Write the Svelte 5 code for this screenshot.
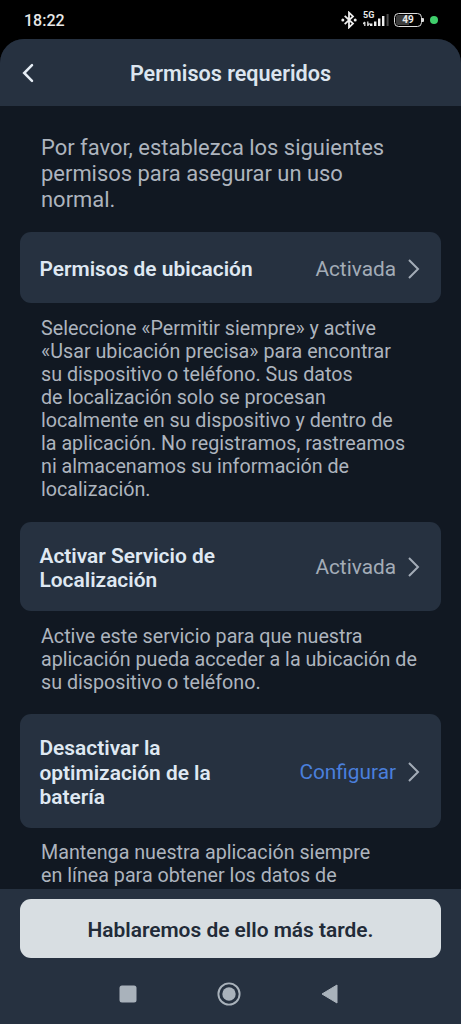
<script lang="ts">
  type Permission = {
    title: string;
    status: string;
    pending?: boolean;
    help: string;
  };

  const time = "18:22";
  const battery = 49;

  const permissions: Permission[] = [
    {
      title: "Permisos de ubicación",
      status: "Activada",
      help: "Seleccione «Permitir siempre» y active\n«Usar ubicación precisa» para encontrar\nsu dispositivo o teléfono. Sus datos\nde localización solo se procesan\nlocalmente en su dispositivo y dentro de\nla aplicación. No registramos, rastreamos\nni almacenamos su información de\nlocalización.",
    },
    {
      title: "Activar Servicio de\nLocalización",
      status: "Activada",
      help: "Active este servicio para que nuestra\naplicación pueda acceder a la ubicación de\nsu dispositivo o teléfono.",
    },
    {
      title: "Desactivar la\noptimización de la\nbatería",
      status: "Configurar",
      pending: true,
      help: "Mantenga nuestra aplicación siempre\nen línea para obtener los datos de",
    },
  ];
</script>

<div class="phone">
  <div class="status-bar">
    <span class="time">{time}</span>
    <div class="indicators">
      <svg width="16" height="18" viewBox="0 0 16 18">
        <path d="M3.7 4.8 12 12.6 8 16.4V1.6l4 3.8-8.3 7.8" fill="none" stroke="#eee" stroke-width="1.8" />
        <circle cx="1.8" cy="9" r="1.5" fill="#eee" />
        <circle cx="14.2" cy="9" r="1.5" fill="#eee" />
      </svg>
      <div class="signal">
        <span class="network">5G</span>
        <svg width="26" height="15" viewBox="0 0 26 15">
          <path d="M1.8 14v-4M0 12l1.8-2M4.8 9.5v4.5M4.8 13.5l1.8-2" stroke="#ddd" stroke-width="1.3" fill="none" />
          <path d="M8.2 14v-2.5M12.2 14V9.5M16.2 14V6.5M20.2 14V4" stroke="#eee" stroke-width="2.4" />
          <path d="M24.6 14V2" stroke="#4a4a4a" stroke-width="2" />
        </svg>
      </div>
      <div class="battery">
        <div class="cell">
          <div class="charge" style="width: {battery}%"></div>
          <span>{battery}</span>
        </div>
        <div class="tip"></div>
      </div>
      <div class="privacy-dot"></div>
    </div>
  </div>

  <div class="screen">
    <header>
      <button class="back" aria-label="Atrás">
        <svg width="12" height="20" viewBox="0 0 12 20">
          <path d="M10 2.2 2.2 10l7.8 7.8" fill="none" stroke="#e6edf5" stroke-width="2.5" stroke-linecap="round" />
        </svg>
      </button>
      <h1>Permisos requeridos</h1>
    </header>

    <main>
      <p class="intro">{"Por favor, establezca los siguientes\npermisos para asegurar un uso\nnormal."}</p>

      {#each permissions as p}
        <button class="card">
          <span class="title">{p.title}</span>
          <span class="status" class:pending={p.pending}>{p.status}</span>
          <svg width="13" height="22" viewBox="0 0 13 22">
            <path d="M1 2 10 11l-9 9" fill="none" stroke="#a3acb7" stroke-width="2" />
          </svg>
        </button>
        <p class="help">{p.help}</p>
      {/each}
    </main>

    <footer>
      <button class="later">Hablaremos de ello más tarde.</button>
      <nav>
        <svg width="18" height="18" viewBox="0 0 18 18">
          <rect x="0.5" y="0.5" width="17" height="17" rx="2.5" fill="#a9b2bb" />
        </svg>
        <svg width="24" height="24" viewBox="0 0 24 24">
          <circle cx="12" cy="12" r="10.6" fill="none" stroke="#a9b2bb" stroke-width="1.9" />
          <circle cx="12" cy="12" r="6.7" fill="#a9b2bb" />
        </svg>
        <svg width="17" height="20" viewBox="0 0 17 20">
          <path d="M1 10 16 1v18z" fill="#a9b2bb" stroke="#a9b2bb" stroke-linejoin="round" />
        </svg>
      </nav>
    </footer>
  </div>
</div>

<style>
  :global(body) {
    margin: 0;
    background: #000;
  }
  .phone {
    display: flex;
    flex-direction: column;
    width: 461px;
    height: 1024px;
    overflow: hidden;
    background: #000;
    font-family: Roboto, "Liberation Sans", sans-serif;
  }
  button {
    border: 0;
    padding: 0;
    margin: 0;
    font: inherit;
    text-align: left;
  }
  svg {
    display: block;
    flex: none;
  }

  .status-bar {
    display: flex;
    align-items: center;
    justify-content: space-between;
    flex: none;
    height: 39px;
    padding: 0 23px 0 24px;
    box-sizing: border-box;
    color: #e8e8e8;
  }
  .time {
    font-size: 16px;
    font-weight: 500;
    padding-top: 2px;
  }
  .indicators {
    display: flex;
    align-items: center;
  }
  .signal {
    position: relative;
    margin: 0 5px 0 6px;
  }
  .network {
    position: absolute;
    left: 0;
    top: -2px;
    font-size: 9px;
    line-height: 10px;
    font-weight: 700;
  }
  .battery {
    display: flex;
    align-items: center;
  }
  .cell {
    position: relative;
    display: flex;
    align-items: center;
    justify-content: center;
    width: 28px;
    height: 14px;
    box-sizing: border-box;
    border: 1.5px solid #ddd;
    border-radius: 4.5px;
    overflow: hidden;
    font-size: 10px;
    font-weight: 700;
  }
  .cell span {
    position: relative;
  }
  .charge {
    position: absolute;
    left: 1px;
    top: 1px;
    bottom: 1px;
    background: #3c3c3c;
    border-radius: 2px 0 0 2px;
  }
  .tip {
    width: 2px;
    height: 4px;
    background: #ddd;
    border-radius: 0 1px 1px 0;
  }
  .privacy-dot {
    width: 8px;
    height: 8px;
    margin-left: 6px;
    border-radius: 50%;
    background: #3fce6b;
  }

  .screen {
    display: flex;
    flex-direction: column;
    flex: 1;
    min-height: 0;
    background: #111822;
    border-radius: 24px 24px 0 0;
    overflow: hidden;
  }
  header {
    display: grid;
    grid-template-columns: 60px 1fr 60px;
    align-items: center;
    flex: none;
    height: 67px;
    background: #263140;
  }
  .back {
    background: none;
    padding-left: 22px;
  }
  h1 {
    margin: 0;
    padding-top: 1px;
    font-size: 21.6px;
    font-weight: 600;
    text-align: center;
    color: #dce5ef;
  }

  main {
    flex: 1;
    min-height: 0;
    overflow: hidden;
    padding: 29px 20px 0;
  }
  .intro,
  .help {
    margin: 0 0 0 21px;
    white-space: pre;
    color: #adb4be;
  }
  .intro {
    font-size: 21.95px;
    line-height: 25.8px;
    margin-bottom: 20px;
  }
  .card {
    display: flex;
    align-items: center;
    width: 100%;
    box-sizing: border-box;
    min-height: 71px;
    padding: 21px 20px 19px 19.5px;
    border-radius: 11px;
    background: #263140;
  }
  .title {
    flex: 1;
    padding-top: 1px;
    white-space: pre;
    font-size: 20.9px;
    line-height: 24.2px;
    font-weight: 600;
    color: #dfe8f2;
  }
  .status {
    margin-right: 12px;
    font-size: 20.8px;
    color: #a3acb7;
  }
  .status.pending {
    color: #4a7fdc;
  }
  .help {
    padding: 13.5px 0 20.5px;
    font-size: 19.72px;
    line-height: 23.05px;
  }

  footer {
    flex: none;
    height: 135px;
    box-sizing: border-box;
    padding: 10px 20px 0;
    background: #263140;
  }
  .later {
    display: block;
    width: 100%;
    height: 59px;
    padding-top: 2px;
    border-radius: 11px;
    background: #d8dee2;
    color: #222b38;
    font-size: 20.9px;
    font-weight: 600;
    text-align: center;
  }
  nav {
    display: flex;
    align-items: center;
    justify-content: space-between;
    height: 24px;
    padding: 0 103px 0 99px;
    margin-top: 24px;
  }
</style>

The exercise — Starting at the top of the listing above, please restate word for word each line up to and including the one that holds "const battery = 49;", omitting every image.

Solution to the problem —
Write the Svelte 5 code for this screenshot.
<script lang="ts">
  type Permission = {
    title: string;
    status: string;
    pending?: boolean;
    help: string;
  };

  const time = "18:22";
  const battery = 49;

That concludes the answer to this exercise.